Could someone with a different background do your job?

Yes, the job of a trader is surprisingly broad strokes. I know traders of all different sorts of backgrounds, who mould their own jobs into what they want to get out of it – and what they are good at. My colleagues range from mathematicians and engineers to commerce and accounting professionals to computer scientists to lawyers (all of whom are working as traders now). While maths and statistics knowledge is definitely up there as very handy skills, there’s no set degree for a ‘trader’, so it’s much more based on being logical and working hard.

What's the coolest thing about your job?

I thrive on the constant competition and fast pace of trading, so for me, the best part is the rapid development of pricing and systems. I’m given a large amount of responsibility within my team and choose to pursue a technical and coding-heavy role, so I spend a lot of time designing and implementing ideas which we then push through to production, allowing us to directly experience their benefit (or loss, if things go badly!).

What are the limitations of your job?

If you crave excitement, then trading is a great job for you.

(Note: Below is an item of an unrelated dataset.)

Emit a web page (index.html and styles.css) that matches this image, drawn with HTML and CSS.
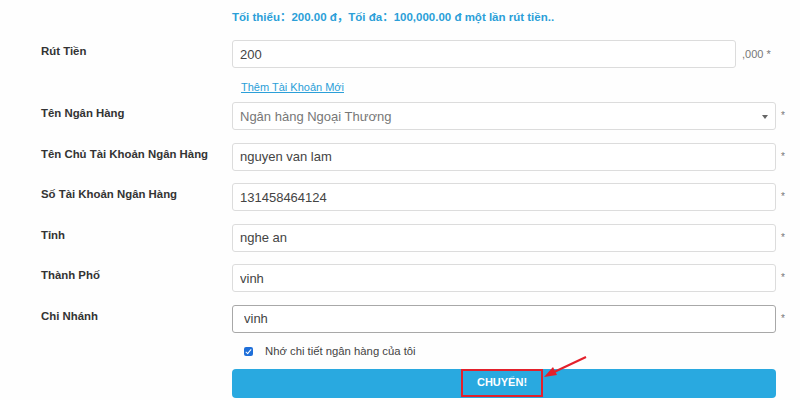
FILE: index.html
```html
<!DOCTYPE html>
<html>
	<head>
		<meta charset="utf-8">
		<title>Rút Tiền</title>
		<link rel="stylesheet" href="styles.css">
	</head>
	<body>
		<div class="withdraw">
			<div class="row note-row">
				<span class="label"></span>
				<p class="note">Tối thiểu：200.00 đ，Tối đa：100,000.00 đ một lần rút tiền..</p>
			</div>
			<div class="row">
				<label class="label">Rút Tiền</label>
				<input class="field short" type="text" value="200">
				<span class="suffix">,000 *</span>
			</div>
			<div class="row link-row">
				<span class="label"></span>
				<a class="add-link" href="#">Thêm Tài Khoản Mới</a>
			</div>
			<div class="row">
				<label class="label">Tên Ngân Hàng</label>
				<div class="select-wrap">
					<select class="field select">
						<option>Ngân hàng Ngoại Thương</option>
					</select>
				</div>
				<span class="req">*</span>
			</div>
			<div class="row">
				<label class="label">Tên Chủ Tài Khoản Ngân Hàng</label>
				<input class="field" type="text" value="nguyen van lam">
				<span class="req">*</span>
			</div>
			<div class="row">
				<label class="label">Số Tài Khoản Ngân Hàng</label>
				<input class="field" type="text" value="131458464124">
				<span class="req">*</span>
			</div>
			<div class="row">
				<label class="label">Tỉnh</label>
				<input class="field" type="text" value="nghe an">
				<span class="req">*</span>
			</div>
			<div class="row">
				<label class="label">Thành Phố</label>
				<input class="field" type="text" value="vinh">
				<span class="req">*</span>
			</div>
			<div class="row">
				<label class="label">Chi Nhánh</label>
				<input class="field active" type="text" value="vinh">
				<span class="req">*</span>
			</div>
			<div class="row check-row">
				<span class="label"></span>
				<label class="remember"><span class="box"></span>Nhớ chi tiết ngân hàng của tôi</label>
			</div>
			<div class="row submit-row">
				<span class="label"></span>
				<button class="submit"><span class="mark">CHUYỂN!</span></button>
			</div>
			<svg class="arrow" width="60" height="30" viewBox="0 0 60 30">
				<line x1="54" y1="3" x2="20" y2="19" stroke="#e3202b" stroke-width="2"/>
				<polygon points="12,23 21,13 25,21" fill="#e3202b"/>
			</svg>
		</div>
	</body>
</html>
```

FILE: styles.css
```css
* {
	margin: 0;
	padding: 0;
	box-sizing: border-box;
}
body {
	background: #fefefe;
	font-family: "Liberation Sans", Arial, "Noto Sans CJK SC", sans-serif;
	color: #333;
}
.withdraw {
	position: relative;
	padding: 10px 0 0 41px;
}
.row {
	display: flex;
	align-items: flex-start;
	margin-bottom: 12.5px;
}
.label {
	width: 191px;
	flex: none;
	padding-top: 4px;
	font-size: 11.4px;
	font-weight: bold;
	line-height: 14px;
	color: #333;
}
.note-row {
	margin-bottom: 16px;
}
.note-row .label, .link-row .label, .check-row .label, .submit-row .label {
	padding-top: 0;
}
.note {
	font-size: 11.5px;
	font-weight: bold;
	line-height: 14px;
	color: #2b9fd8;
}
.field {
	width: 544px;
	height: 28px;
	border: 1px solid #dcdcdc;
	border-radius: 3px;
	background: #fff;
	padding: 0 7px;
	font-family: "Liberation Sans", Arial, sans-serif;
	font-size: 13px;
	color: #444;
	outline: none;
}
.field.short {
	width: 504px;
}
.field.active {
	border-color: #a8a8a8;
	padding-left: 11px;
}
.suffix, .req {
	font-size: 11px;
	color: #777;
	line-height: 28px;
	margin-left: 6px;
}
.req {
	font-size: 10px;
	margin-left: 5px;
}
.link-row {
	margin-top: -0.5px;
	margin-bottom: 8px;
}
.add-link {
	font-size: 11px;
	line-height: 14px;
	color: #2b9fd8;
	margin-left: 9px;
}
.select-wrap {
	position: relative;
}
.select {
	appearance: none;
	-webkit-appearance: none;
	color: #777;
}
.select-wrap::after {
	content: "";
	position: absolute;
	right: 8px;
	top: 13px;
	border-left: 3.5px solid transparent;
	border-right: 3.5px solid transparent;
	border-top: 4px solid #666;
}
.check-row {
	margin-top: -1px;
	margin-bottom: 11px;
}
.remember {
	display: flex;
	align-items: center;
	font-size: 11.3px;
	line-height: 14px;
	color: #444;
}
.remember .box {
	width: 9px;
	height: 9px;
	margin: 0 12px 0 12px;
	border-radius: 2px;
	background: #1f6fd9;
	position: relative;
}
.remember .box::after {
	content: "";
	position: absolute;
	left: 3px;
	top: 1px;
	width: 2px;
	height: 5px;
	border: solid #fff;
	border-width: 0 1.5px 1.5px 0;
	transform: rotate(40deg);
}
.submit {
	width: 544px;
	height: 29px;
	border: none;
	border-radius: 4px;
	background: #29a9e0;
	display: flex;
	justify-content: center;
	cursor: pointer;
}
.submit .mark {
	display: block;
	width: 82px;
	height: 28px;
	margin-left: -4px;
	border: 2px solid #e3202b;
	font-family: "Liberation Sans", Arial, sans-serif;
	font-size: 11px;
	font-weight: bold;
	line-height: 23px;
	color: #fff;
	text-align: center;
}
.arrow {
	position: absolute;
	left: 532px;
	top: 354px;
}
```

A trader’s day is dictated by news events happening in the world, and what other market participants trade against us each day – we never really know what is going to unfold. Trading can be a stressful job, but if you want a technical and competitive job where you get a lot of responsibility, dealing with uncertainty is part of the equation.

3 pieces of advice for yourself when you were a student...

  • Go out and chat with people in the profession you are interested in. Professionals are generally very keen to talk to people who show an interest in what they do. Message people in the job you want and make it happen.
  • Apply and interview as much as you can. From the recruiting side, it is obvious who is well-versed in interviews. Don’t only apply for your dream job, use interviewing as a chance to learn. Stack the odds in your favour.
  • Your job isn’t everything. Find a career where you can still balance your life outside of work, and you have the weekends free to enjoy other things that are important to you.